3. διἀ] So א B. C D 1 13 33 124 157 209 latt.; ὑπό, E K al.—φωνὴ βοῶντος ἐν τῇ ἐρήμῳ] Om. S1.—εὐθείας ποιεῖτε τὰς τρίβους αὐτοῦ] Om. S1 k. αύτοῦ is substituted by Mk. and Mt. for the LXX. τοῦ θεοῦ ἠμῶν; b S2 assimilate to the LXX.

4. καὶ ζώνην—ὀσφὺν αὐτοῦ is omitted in Mk. by D a b fl2.

μέλι ἄγριον] S1 has “honey of the hills,” S2 “honey of the waste.”

7. The next two verses in Mk. contain a summary of the Baptist’s preaching. Mk. had selected from Peter’s account of the Baptist’s preaching a few words which suited his introductory section (1:1-11), because they represented the Baptist as looking forward to the coming of Christ. John contrasts the work of the coming Messiah with his own as being not merely symbolical “with water,” nor merely preparatory “of repentance,” but spiritual and final “with the Holy Spirit.” Mt. takes these words, and, combining with them other sayings traditionally attributed to the Baptist, frames a discourse of which the keynote is “judgement.” He represents it as addressed to the Pharisees and Sadducees, and indeed it is very unlikely that the Baptist should have spoken words like these to the common people who crowded to his baptism. If the first two chapters have been apologetic, rebutting Jewish calumnies, this speech of the Baptist’s is marked by the tendency to anti-Jewish polemic which runs through the whole Gospel. The authorities and representatives of the Jewish nation had been forewarned, even so far back as the days of John’s preaching, of the fatal results of their short-sighted policy towards the Messiah and His teaching.

(X) 7. And seeing many of the Pharisees and Sadducees coming to his baptism, he said to them, O offspring of vipers, who bade you to flee from the coming wrath?] Lk. has: “He said, therefore, to the multitudes who went out to be baptized by him,” etc. Both τίς and ὑμῖν are emphatic, and the tone is one of ironical surprise. “Can it actually be the case that you have been persuaded to believe that the divine judgement is near, and stirred to endeavour to escape from it?” For the divine wrath, cf. Enoch 90:18 “the staff of His wrath”; 91:7 “the holy Lord will come forth with wrath”; Wis 5:20 “He shall sharpen stern wrath for a sword”; Jub. 24:30 “the day of wrath”; Secrets of Enoch 50:5A “lest the wrath of God come upon you”; Romans 1:18 “the wrath of God is revealed”; 1 Thessalonians 1:10 “the coming wrath”; Romans 2:5 “the day of wrath”; Revelation 6:16 etc.

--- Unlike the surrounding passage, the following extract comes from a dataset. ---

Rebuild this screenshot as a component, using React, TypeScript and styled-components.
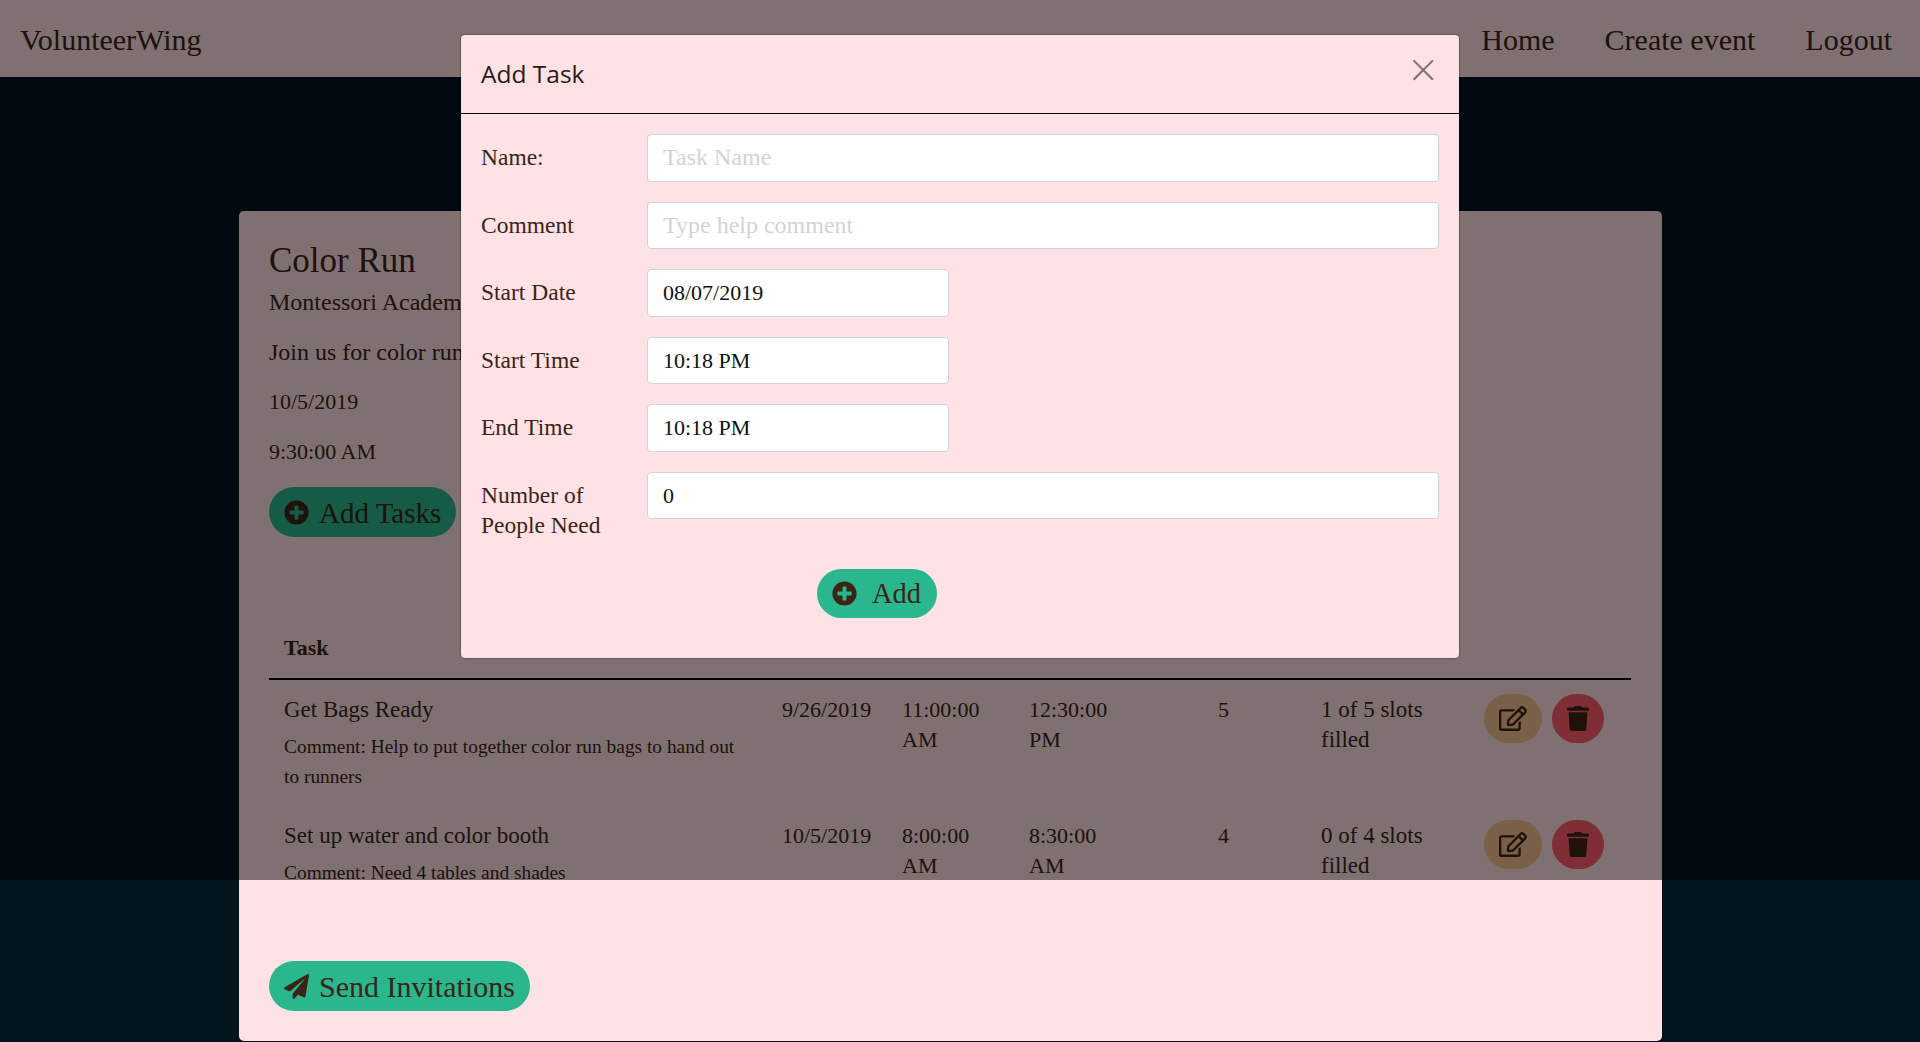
import React from 'react';
import styled, { createGlobalStyle } from 'styled-components';
import { FaPlusCircle, FaPaperPlane, FaRegEdit, FaTrash } from 'react-icons/fa';

const GlobalStyle = createGlobalStyle`
    html, body {
        margin: 0;
        height: 100%;
        overflow: hidden;
        background: #02151f;
    }
    body {
        font-family: "Liberation Serif", serif;
        font-size: 23px;
        line-height: 30px;
        color: #3c2415;
    }
    * {
        box-sizing: border-box;
    }
`

const Page = styled.div`
    position: relative;
    height: 1042px;
    overflow: hidden;
`

const Nav = styled.nav`
    height: 77px;
    background: #ffe2e5;
    display: flex;
    align-items: center;
    justify-content: space-between;
    padding: 2px 28px 0 20px;
    font-size: 30px;
`

const Brand = styled.div``

const NavLinks = styled.div`
    display: flex;
    gap: 50px;
`

const Card = styled.main`
    width: 1423px;
    margin: 134px 0 0 239px;
    background: #ffe2e5;
    border-radius: 5px;
    padding: 30px;
    height: 830px;
`

const EventTitle = styled.h1`
    margin: 0 0 6px;
    font-size: 35px;
    font-weight: 400;
    line-height: 40px;
`

const EventLine = styled.p<{ $numeric?: boolean }>`
    margin: 0 0 20px;
    font-size: ${p => (p.$numeric ? '22px' : '24px')};
`

const PillButton = styled.button<{ $size?: number }>`
    display: inline-flex;
    align-items: center;
    gap: 10px;
    height: 50px;
    padding: 2px 15px 0;
    border: none;
    border-radius: 25px;
    background: #2ab78d;
    color: inherit;
    font-family: inherit;
    font-size: ${p => p.$size || 29}px;
    svg {
        width: 25px;
        height: 25px;
        margin-top: -2px;
        flex: none;
    }
`

const TableWrap = styled.div`
    margin-top: 80px;
    height: 263px;
    overflow: hidden;
`

const Table = styled.table`
    width: 1362px;
    table-layout: fixed;
    border-collapse: collapse;
`

const HeadCell = styled.th<{ $w: number }>`
    width: ${p => p.$w}px;
    padding: 16px 15px 15px;
    text-align: left;
    font-size: 22px;
    font-weight: 700;
    border-bottom: 2px solid #000;
`

const Cell = styled.td<{ $numeric?: boolean; $center?: boolean }>`
    padding: 15px 15px 14px;
    vertical-align: top;
    font-size: ${p => (p.$numeric ? '22px' : '23px')};
    text-align: ${p => (p.$center ? 'center' : 'left')};
`

const Comment = styled.div`
    margin-top: 7px;
    font-size: 19.4px;
`

const Actions = styled.div`
    display: flex;
    gap: 10px;
`

const RoundButton = styled.button<{ $bg: string; $iconW: number }>`
    height: 49px;
    margin-top: -1px;
    padding: 0 15px;
    border: none;
    border-radius: 25px;
    background: ${p => p.$bg};
    color: inherit;
    display: flex;
    align-items: center;
    svg {
        width: ${p => p.$iconW}px;
        height: 25px;
    }
`

const SendRow = styled.div`
    margin-top: 81px;
`

const Backdrop = styled.div`
    position: absolute;
    top: 0;
    left: 0;
    right: 0;
    height: 880px;
    background: rgba(0, 0, 0, 0.5);
`

const Modal = styled.div`
    position: absolute;
    top: 34px;
    left: 460px;
    width: 1000px;
    height: 625px;
    background: #ffe2e5;
    border: 1px solid rgba(0, 0, 0, 0.2);
    border-radius: 5px;
    background-clip: padding-box;
`

const ModalHeader = styled.div`
    height: 79px;
    display: flex;
    justify-content: space-between;
    align-items: flex-start;
    padding: 21px 20px 0;
    border-bottom: 1px solid #000;
`

const ModalTitle = styled.h2`
    margin: 0;
    font-family: "Open Sans", sans-serif;
    font-size: 24.5px;
    font-weight: 400;
    line-height: 36px;
    color: #2a1a10;
`

const CloseButton = styled.button`
    border: none;
    background: none;
    padding: 0;
    margin: -9px 2px 0 0;
    font-family: "Open Sans", sans-serif;
    font-size: 48px;
    font-weight: 300;
    line-height: 44px;
    color: #000;
    opacity: 0.5;
`

const ModalBody = styled.form`
    padding: 20px 20px 0;
    display: flex;
    flex-direction: column;
    gap: 20px;
`

const FormRow = styled.div`
    display: grid;
    grid-template-columns: 166px 1fr;
`

const FieldLabel = styled.label`
    padding-top: 8px;
    font-size: 23.5px;
`

const Field = styled.input<{ $short?: boolean }>`
    display: block;
    width: ${p => (p.$short ? '302px' : '100%')};
    height: 47.5px;
    padding: 1px 15px 0;
    background: #fff;
    border: 1px solid #ced4da;
    border-radius: 4px;
    font-family: inherit;
    font-size: 22px;
    color: #111;
    &::placeholder {
        font-size: 24px;
        color: #d6d2d3;
    }
`

const AddRow = styled.div`
    padding: 9px 0 0 336px;
`

const AddButton = styled(PillButton)`
    height: 49px;
    width: 120px;
    gap: 15px;
`

const columns = [
    { label: 'Task', width: 498 },
    { label: 'Date', width: 120 },
    { label: 'Start', width: 127 },
    { label: 'End', width: 127 },
    { label: 'Need', width: 165 },
    { label: 'Slots', width: 163 },
    { label: '', width: 162 },
]

const tasks = [
    {
        name: 'Get Bags Ready',
        comment: 'Comment: Help to put together color run bags to hand out to runners',
        date: '9/26/2019',
        start: '11:00:00 AM',
        end: '12:30:00 PM',
        need: 5,
        slots: '1 of 5 slots filled',
    },
    {
        name: 'Set up water and color booth',
        comment: 'Comment: Need 4 tables and shades',
        date: '10/5/2019',
        start: '8:00:00 AM',
        end: '8:30:00 AM',
        need: 4,
        slots: '0 of 4 slots filled',
    },
]

const App = () => {
    return (
        <Page>
            <GlobalStyle />
            <Nav>
                <Brand>VolunteerWing</Brand>
                <NavLinks>
                    <span>Home</span>
                    <span>Create event</span>
                    <span>Logout</span>
                </NavLinks>
            </Nav>
            <Card>
                <EventTitle>Color Run</EventTitle>
                <EventLine>Montessori Academy</EventLine>
                <EventLine>Join us for color run</EventLine>
                <EventLine $numeric>10/5/2019</EventLine>
                <EventLine $numeric>9:30:00 AM</EventLine>
                <PillButton><FaPlusCircle />Add Tasks</PillButton>
                <TableWrap>
                    <Table>
                        <thead>
                            <tr>
                                {columns.map(col => <HeadCell key={col.label} $w={col.width}>{col.label}</HeadCell>)}
                            </tr>
                        </thead>
                        <tbody>
                            {tasks.map(task => (
                                <tr key={task.name}>
                                    <Cell>
                                        {task.name}
                                        <Comment>{task.comment}</Comment>
                                    </Cell>
                                    <Cell $numeric>{task.date}</Cell>
                                    <Cell $numeric>{task.start}</Cell>
                                    <Cell $numeric>{task.end}</Cell>
                                    <Cell $numeric $center>{task.need}</Cell>
                                    <Cell>{task.slots}</Cell>
                                    <Cell>
                                        <Actions>
                                            <RoundButton $bg="#f4c08e" $iconW={28}><FaRegEdit /></RoundButton>
                                            <RoundButton $bg="#ff5c6c" $iconW={22}><FaTrash /></RoundButton>
                                        </Actions>
                                    </Cell>
                                </tr>
                            ))}
                        </tbody>
                    </Table>
                </TableWrap>
                <SendRow>
                    <PillButton $size={30}><FaPaperPlane />Send Invitations</PillButton>
                </SendRow>
            </Card>
            <Backdrop />
            <Modal>
                <ModalHeader>
                    <ModalTitle>Add Task</ModalTitle>
                    <CloseButton type="button">×</CloseButton>
                </ModalHeader>
                <ModalBody>
                    <FormRow>
                        <FieldLabel>Name:</FieldLabel>
                        <Field placeholder="Task Name" />
                    </FormRow>
                    <FormRow>
                        <FieldLabel>Comment</FieldLabel>
                        <Field placeholder="Type help comment" />
                    </FormRow>
                    <FormRow>
                        <FieldLabel>Start Date</FieldLabel>
                        <Field $short defaultValue="08/07/2019" />
                    </FormRow>
                    <FormRow>
                        <FieldLabel>Start Time</FieldLabel>
                        <Field $short defaultValue="10:18 PM" />
                    </FormRow>
                    <FormRow>
                        <FieldLabel>End Time</FieldLabel>
                        <Field $short defaultValue="10:18 PM" />
                    </FormRow>
                    <FormRow>
                        <FieldLabel>Number of<br />People Need</FieldLabel>
                        <Field defaultValue="0" />
                    </FormRow>
                    <AddRow>
                        <AddButton type="button" $size={28.5}><FaPlusCircle />Add</AddButton>
                    </AddRow>
                </ModalBody>
            </Modal>
        </Page>
    )
}

export default App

(X) 8. Bring forth therefore fruit worthy of repentance.] So Lk. with “fruits” for “fruit.” If you are really alive to the necessity of escape from the divine wrath, take the only possible way: repent, and act as only men who have repented can act. For the connection between repentance and good works, cf. Rabbi Eleazer ben Jacob1 (Ab 4:13), “Repentance and good works are a shield against punishment.”

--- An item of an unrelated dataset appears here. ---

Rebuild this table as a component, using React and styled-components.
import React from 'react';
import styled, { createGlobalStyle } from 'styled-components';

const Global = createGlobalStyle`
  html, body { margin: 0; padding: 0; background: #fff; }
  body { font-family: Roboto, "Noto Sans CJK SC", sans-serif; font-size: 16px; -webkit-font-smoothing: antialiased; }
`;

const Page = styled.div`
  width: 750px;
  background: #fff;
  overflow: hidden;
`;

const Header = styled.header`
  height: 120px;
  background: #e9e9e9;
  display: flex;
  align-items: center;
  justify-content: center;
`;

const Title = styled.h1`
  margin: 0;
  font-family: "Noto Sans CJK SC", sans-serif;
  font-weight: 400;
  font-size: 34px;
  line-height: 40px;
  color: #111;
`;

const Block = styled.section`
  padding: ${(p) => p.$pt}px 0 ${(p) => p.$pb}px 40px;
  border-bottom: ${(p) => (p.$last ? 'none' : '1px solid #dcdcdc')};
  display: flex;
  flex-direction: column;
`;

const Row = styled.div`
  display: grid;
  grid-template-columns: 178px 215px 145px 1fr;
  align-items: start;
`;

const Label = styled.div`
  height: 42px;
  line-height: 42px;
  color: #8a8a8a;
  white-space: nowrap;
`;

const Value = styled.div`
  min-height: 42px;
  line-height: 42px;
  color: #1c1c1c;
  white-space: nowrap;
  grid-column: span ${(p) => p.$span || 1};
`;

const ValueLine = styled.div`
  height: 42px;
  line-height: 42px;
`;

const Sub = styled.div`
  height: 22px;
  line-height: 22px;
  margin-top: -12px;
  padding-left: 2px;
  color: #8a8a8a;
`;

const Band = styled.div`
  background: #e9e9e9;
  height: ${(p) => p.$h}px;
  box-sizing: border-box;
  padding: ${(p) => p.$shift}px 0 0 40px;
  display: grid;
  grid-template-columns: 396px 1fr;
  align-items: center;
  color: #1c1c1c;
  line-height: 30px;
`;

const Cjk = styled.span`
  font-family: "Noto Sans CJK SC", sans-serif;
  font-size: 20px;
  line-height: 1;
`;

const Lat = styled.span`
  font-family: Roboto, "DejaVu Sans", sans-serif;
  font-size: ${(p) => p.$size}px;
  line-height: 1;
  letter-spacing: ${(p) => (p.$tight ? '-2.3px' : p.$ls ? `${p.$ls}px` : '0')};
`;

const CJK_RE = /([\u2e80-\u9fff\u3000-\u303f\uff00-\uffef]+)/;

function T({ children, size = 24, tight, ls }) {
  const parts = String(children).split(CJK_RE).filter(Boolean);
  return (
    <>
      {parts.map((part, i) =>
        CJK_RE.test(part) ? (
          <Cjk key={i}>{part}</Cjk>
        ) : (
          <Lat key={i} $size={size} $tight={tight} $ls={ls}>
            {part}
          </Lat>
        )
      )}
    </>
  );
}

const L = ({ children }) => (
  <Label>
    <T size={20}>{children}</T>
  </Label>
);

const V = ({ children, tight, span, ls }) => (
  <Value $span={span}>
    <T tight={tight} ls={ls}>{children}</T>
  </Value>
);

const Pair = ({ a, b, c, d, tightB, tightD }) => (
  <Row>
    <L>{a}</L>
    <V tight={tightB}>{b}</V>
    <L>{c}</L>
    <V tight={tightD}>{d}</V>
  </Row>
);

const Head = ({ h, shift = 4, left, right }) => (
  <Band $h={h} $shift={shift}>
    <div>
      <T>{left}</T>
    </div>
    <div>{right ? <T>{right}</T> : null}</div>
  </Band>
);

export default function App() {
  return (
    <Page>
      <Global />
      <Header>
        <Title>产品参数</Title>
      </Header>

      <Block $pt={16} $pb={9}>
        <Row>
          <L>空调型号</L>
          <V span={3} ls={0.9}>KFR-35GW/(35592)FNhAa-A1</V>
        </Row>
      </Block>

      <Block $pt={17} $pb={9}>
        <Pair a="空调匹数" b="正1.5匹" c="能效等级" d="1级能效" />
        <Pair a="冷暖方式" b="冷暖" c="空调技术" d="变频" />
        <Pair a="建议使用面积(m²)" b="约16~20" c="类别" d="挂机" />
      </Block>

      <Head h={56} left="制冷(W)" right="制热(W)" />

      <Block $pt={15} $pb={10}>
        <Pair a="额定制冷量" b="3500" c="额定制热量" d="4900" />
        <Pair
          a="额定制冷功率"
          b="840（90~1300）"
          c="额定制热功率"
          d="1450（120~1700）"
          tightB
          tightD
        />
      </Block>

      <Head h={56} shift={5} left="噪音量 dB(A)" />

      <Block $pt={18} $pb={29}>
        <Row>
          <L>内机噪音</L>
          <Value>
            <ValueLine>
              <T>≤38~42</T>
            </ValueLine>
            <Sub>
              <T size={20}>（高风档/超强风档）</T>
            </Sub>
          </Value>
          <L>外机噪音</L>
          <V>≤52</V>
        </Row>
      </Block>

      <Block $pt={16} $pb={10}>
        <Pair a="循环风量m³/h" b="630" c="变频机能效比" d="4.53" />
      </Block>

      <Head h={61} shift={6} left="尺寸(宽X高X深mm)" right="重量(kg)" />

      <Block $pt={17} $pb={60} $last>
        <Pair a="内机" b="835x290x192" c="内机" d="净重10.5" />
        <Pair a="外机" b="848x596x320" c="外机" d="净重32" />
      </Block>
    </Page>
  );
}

(X) 9. And think not to say in yourselves, We have Abraham as (our) father: for I say to you, that God is able of these stones to raise up children to Abraham.] Lk. has: “And do not begin to say,” etc. Do not suppose that you can substitute for repentance and good works the plea of descent from Abraham. The divine wrath is about to break in judgement. The Jew will not escape by virtue of his nationality. For a commentary on the idea that membership of the Jewish polity could save from judgement, cf. Romans 2:17-29.

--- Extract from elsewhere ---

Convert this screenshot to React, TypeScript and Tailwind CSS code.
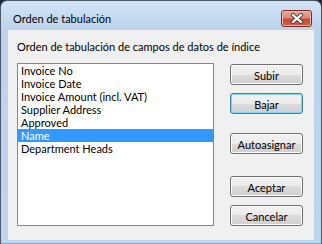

(X) 10. And already the axe is laid at the root of the trees. Every tree therefore which bringeth not forth good fruit is cut down, and cast into the fire.] So Lk. Moreover, delay will be fatal. Already the judgement is beginning.

(M) 11. I indeed baptize you with water to repentance. But He who comes after me is mightier than I, whose sandals I am not worthy to carry. He shall baptize you with the Holy Spirit, and with fire.] Mk. has these four clauses in the order 2, 3, 1, 4. Lk. agrees with Mt.—ἐγὼ μὲν ὑμᾶς βαπτίζω] Mk. has the aor. ἐβάπτισα, which is due to Semitic influence.—ἐν ὔδατι] For the instrumental ἐν, cf. Blass, 116 f. Mk. has the simple dative.—εἰς μετάνοιαν] with a view to repentance, i.e. the baptism denoted that those who submitted to it repented of their sins and wished to be cleansed from them. It symbolised both a present and future state of repentance. Mt. adds these words by way of compensation for the βάπτισμα μετανοίας which he has omitted from Mk v. 4. For the prepositional use of ὀπίσω, cf. Blass, p. 129.—τὰ ὑποδήματα βαστάσαι] Mk. has κύψας λῦσαι τὸν ἱμάντα τῶν ὑποδημάτων αὐτοῦ. To carry the sandals after his master is the duty of a slave.—αὐτός] Cf. Blass, p. 164: ἐν πνεύματι ἁγίῳ. Baptism with water and baptism with the Holy Spirit need not be regarded as antithetical and exclusive. The former symbolised repentance. But repentance anticipates the gift of righteousness. Baptism with the Holy Spirit conveys this righteousness. The former is preparatory, the latter final. The Messiah was Himself to be endowed with the Spirit; cf. Isaiah 11:2, Enoch 49:3, 62:2, Ps.-Sol. 17:42 ὁ θεὸς κατειργάσατο αὐτὸν δυνατὸν ἐν πνεύματι ἁγίῳ, and so able to transmit it to other people. Cf. Test. Lev_18Lev_18, Juda 24. But if His work should in one direction be a work of transmission of righteousness, in another it would be one of judgement. He should baptize with fire καὶ πυρί. Not in Mk. The words are interpreted in the next verse. The fire is that of judgment upon sinners.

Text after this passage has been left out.